The aggregate consideration paid amounts to €548 million.
United Serbian Breweries EUC LLC (previously known as Brauerei MB) was acquired at 12 February 2008. On 22 August 2008, Heineken contributed United Serbian Breweries EUC LLC into Central Europe Beverages B.V., a company previously owned by Efes Breweries International, effectively gaining control over Central Europe Beverages B.V. On 30 October 2008 Heineken sold its 100% subsidiary Dinal (Kazakhstan) to Efes Karaganda (a company owned by Efes Breweries International). On the same date Heineken purchased a 28 per cent share in Efes Karaganda that is further disclosed in note 16.
On 30 June 2008 Heineken sold its investment in Brasserie Saint-Omer.
The shareholders agreement of SNBG provides Heineken with de facto control. As such SNBG is classified as a subsidiary.
The other acquisitions and disposals had the following effect on Heineken’s assets and liabilities on acquisition date:
| In millions of EUR | Note | Pre- acquisition carrying amounts |
Fair value adjustments |
Total other acquisitions |
Total disposals |
|---|---|---|---|---|---|
| Property, plant & equipment | 14 | 243 | (48) | 195 | (35) |
| Intangible assets | 15 | 8 | 22 | 30 | – |
| Investments in associates and joint ventures | 4 | – | 4 | (11) | |
| Other investments | 14 | (3) | 11 | (20) | |
| Deferred tax assets | 18 | 4 | 9 | 13 | (6) |
| Inventories | 28 | (1) | 27 | (46) | |
| Trade and other receivables, prepayments and accrued income | 47 | 4 | 51 | (26) | |
| Cash and cash equivalents | 20 | – | 20 | (13) | |
| Minority interests | (46) | 10 | (36) | 1 | |
| Loans and borrowings | 24 | (51) | 4 | (47) | 3 |
| Employee benefits | (1) | – | (1) | – | |
| Deferred tax liabilities | 18 | (7) | (7) | (14) | 7 |
| Provisions | 28 | (2) | – | (2) | 2 |
| Bank overdrafts | (25) | – | (25) | 16 | |
| Current liabilities | (61) | (5) | (66) | 63 | |
| Net identifiable assets and liabilities | 175 | (15) | 160 | (65) | |
| Goodwill on acquisitions | 15 | 388 | – | ||
| Consideration paid/(received), satisfied in cash | 548 | (65) | |||
| Net bank overdrafts acquired/Net bank overdrafts disposed of | 5 | (3) | |||
| Net cash outflow/(inflow) | 553 | (68) | |||
The fair values of assets and liabilities of some acquisitions have been determined on a provisional basis, and will be completed in 2009.

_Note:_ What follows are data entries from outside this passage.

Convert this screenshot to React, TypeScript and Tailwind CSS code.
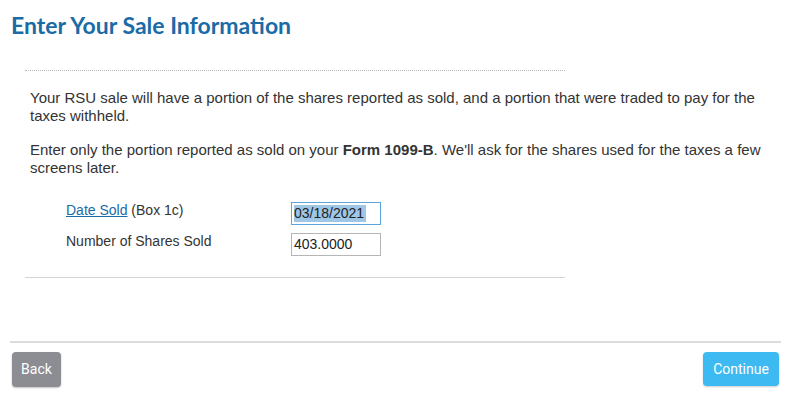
function Field({ label, value, focused }: { label: React.ReactNode; value: string; focused?: boolean }) {
  return (
    <div className="flex items-start h-[31px] pt-[4px]">
      <div className="w-[291px] pl-[66px] text-[14px] leading-[16px] text-[#333]">{label}</div>
      <div
        className={
          focused
            ? "w-[90px] h-[23px] border border-[#5aa6dc] flex items-center px-[2px] text-[14px] text-[#222]"
            : "w-[90px] h-[23px] border border-[#b5b5b5] flex items-center px-[2px] text-[14px] text-[#222]"
        }
      >
        {focused ? <span className="bg-[#9ec6e6] leading-[17px] pr-[2px]">{value}</span> : value}
      </div>
    </div>
  );
}

export default function App() {
  return (
    <div className="w-[810px] h-[400px] bg-white overflow-hidden font-['Liberation_Sans',Arial,sans-serif]">
      {/* title */}
      <h1 className="pl-[11px] pt-[10px] font-['Lato',sans-serif] font-bold text-[23px] leading-[30px] text-[#1a6ba6]">
        Enter Your Sale Information
      </h1>

      <div className="ml-[25px] w-[540px] mt-[30px] border-t border-dotted border-[#b8b8b8]" />

      {/* copy */}
      <div className="ml-[30px] mr-[40px] mt-[18px] text-[15px] leading-[18px] text-[#333]">
        <p>
          Your RSU sale will have a portion of the shares reported as sold, and a portion that were traded to pay for the
          taxes withheld.
        </p>
        <p className="mt-[16px]">
          Enter only the portion reported as sold on your <b>Form 1099-B</b>. We'll ask for the shares used for the taxes a
          few screens later.
        </p>
      </div>

      {/* form */}
      <div className="mt-[21px]">
        <Field
          label={
            <>
              <span className="text-[#1a6ba6] underline">Date Sold</span> (Box 1c)
            </>
          }
          value="03/18/2021"
          focused
        />
        <Field label="Number of Shares Sold" value="403.0000" />
      </div>

      <div className="ml-[25px] w-[540px] mt-[17px] border-t border-[#d4d4d4]" />

      {/* footer */}
      <div className="ml-[10px] w-[771px] mt-[63px] border-t-2 border-[#dcdcdc]" />
      <div className="flex justify-between pl-[12px] pr-[31px] mt-[9px] font-['Roboto',sans-serif] text-[14px] text-white">
        <button className="w-[49px] h-[35px] rounded-[4px] bg-[#8b8d93] shadow-[0_1px_2px_rgba(0,0,0,0.25)]">Back</button>
        <button className="w-[76px] h-[34px] rounded-[4px] bg-[#3dbaf2] shadow-[0_1px_2px_rgba(0,0,0,0.2)]">Continue</button>
      </div>
    </div>
  );
}
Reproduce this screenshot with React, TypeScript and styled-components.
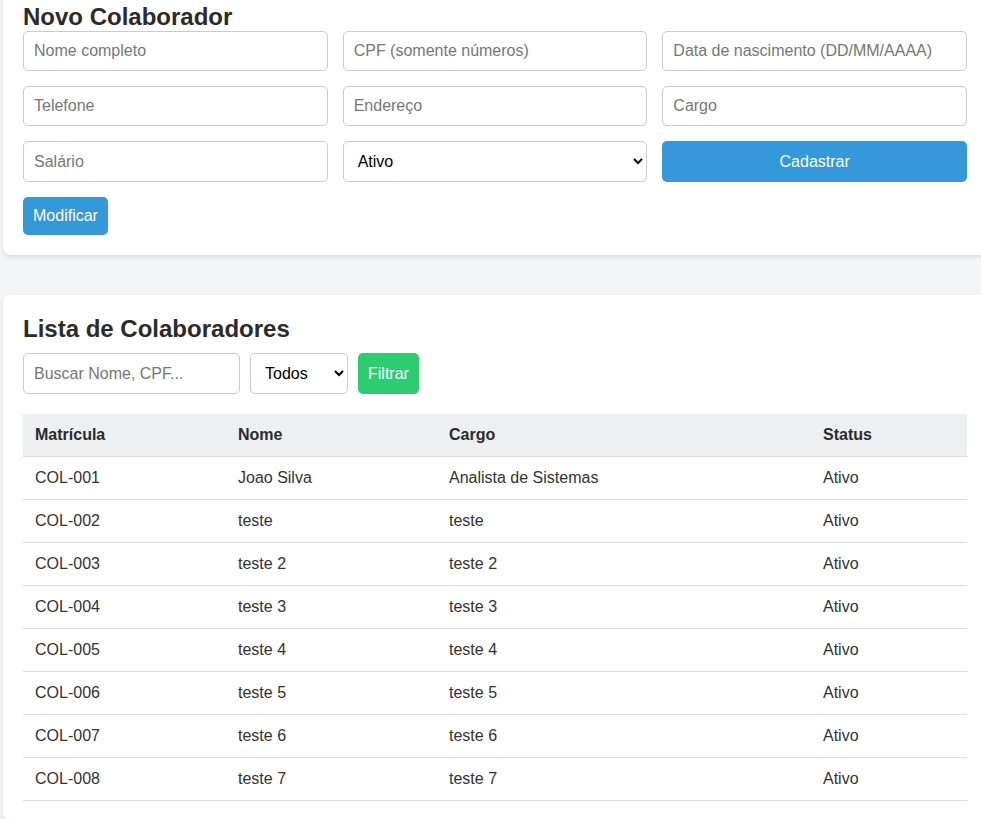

The acquired entities in Central and Eastern Europe have been fully integrated in the Central and Eastern European region. Goodwill on these acquisitions amounting to €232 million has been allocated to the Central and Eastern European region for the purpose of impairment testing in line with the operational responsibility. Goodwill in Central and Eastern Europe is monitored at a regional level. Synergies in the Central and Eastern European market are expected to be achieved as result of a stronger presence in Central and Eastern Europe enabling Heineken to grow its market share through appropriate commercial investments. Cost synergies are expected through more efficient central purchasing, sourcing and selling in respect of both the newly acquired and Heineken brands.
In respect of the other newly acquired entities acquired in Africa, goodwill amounting to €149 million has been allocated to the individual operating companies. Although synergies are achieved on a regional basis these entities are less integrated in the region and therefore goodwill is monitored on an individual country basis.
The total contribution of these other acquisitions to revenue amounted to €138 million and to results from operating activities -€34 million. If these acquisitions had occurred on 1 January 2008, management estimates that revenue would have been €38 million higher and results from operating activities would have been €8 million lower. This pro forma information does not purport to represent what our actual results would have been had the acquisition actually occurred on 1 January 2008, nor are they necessarily indicative of future results of operations. In determining these amounts, management has assumed that the fair value adjustments that arose on the date of the acquisitions would have been the same if the acquisitions had occurred on 1 January 2008.
Provisional accounting Krušovice and Syabar acquisition
In the consolidated financial statements as at and for the year ended 31 December 2007, the fair values of assets and liabilities of the acquisition of Krušovice and Syabar were determined on a provisional basis. The purchase price adjustments for Krušovice and Syabar have been finalised without significant changes.